Otherwise, we know our history. Not exactly the Yankees.
The reason for the struggles were primarily due to poor ownership, the top of the organization’s hierarchy, which resulted in woe from management to bat boy as a result.
Ownership would never stabilize here until the group led by George W. Bush purchased the team in 1988, and except for Bob Short, it wasn’t for lack of effort or desire.
Because of years of poor ownership in Washington, the Rangers were at a disadvantage from the start as an organization.
Talking like a homeowner to a prospective buyer, Pilots GM Marvin Wilkes said in 1970, “Whoever gets this club will have a good nucleus and a firm organization. I just wish I knew who, when and where. That ulcer I had in San Antonio is back – and bigger.”
Short, the owner who moved the Senators to Arlington, was both cheap and broke.
The Rangers were getting dumped from hotels because of a lack of payment, remembered Jim Reeves, who covered the team in the early 1970s for the Fort Worth Star-Telegram and today is a contributor for Sptspage.
“It was a real on-the-cheap, shoestring operation at that point,” Reeves said. “Even when Brad Corbett and his group bought the team … I give Brad a lot of credit. We were all critical of him at the time, but Brad wanted to do well. He wanted to build a winner. But he was too much of a fan in a lot of ways.

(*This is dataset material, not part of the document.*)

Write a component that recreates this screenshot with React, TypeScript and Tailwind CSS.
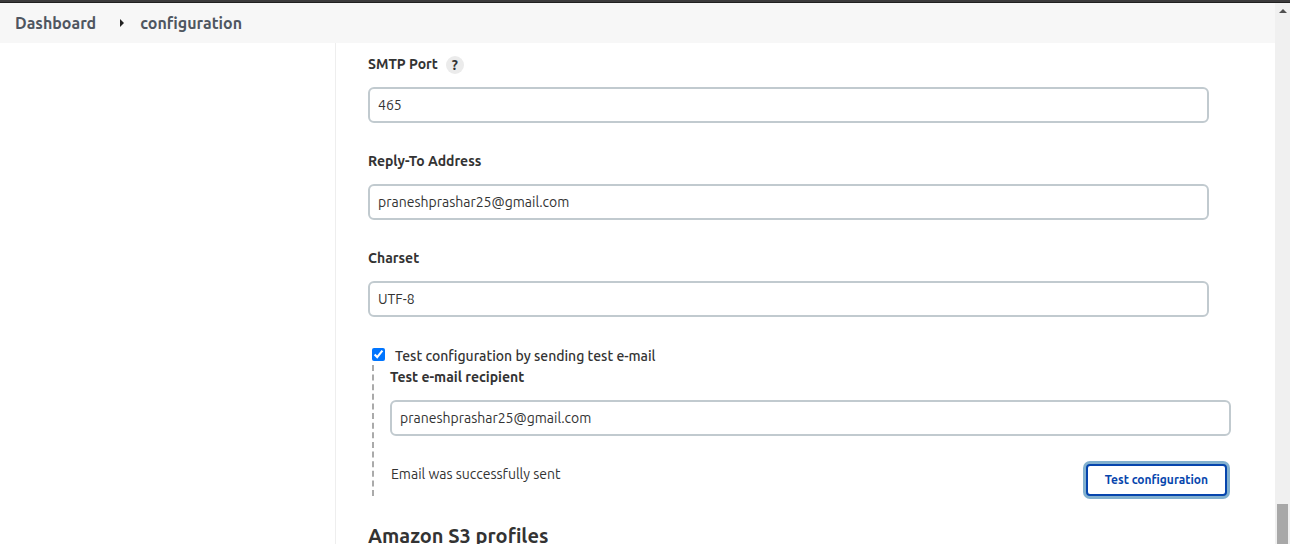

“Names like Sparky Lyle and a number of players had too much power over him … for him to look and see if these guys had anything left. Almost all of Brad’s deals – and Short’s, too – necessitated cash coming back. That meant you were shorting yourself on talent somewhere.”
In 1975, Ferguson Jenkins was shipped to Boston for Juan Beniquez, another and “an undisclosed amount of cash.” Money was part of the deal for Lyle that included Dave Righetti. (Ouch.) Mike Hargrove and others were shipped to San Diego for Oscar Gamble and $300,000. Gaylord Perry fetched $125,000 in another deal with the Padres.
Hunt and Mercer wouldn’t have had that problem.
“A Lamar Hunt-owned team would’ve been very, very good, I think,” Reeves said, “and given them a much stronger start than what they had.”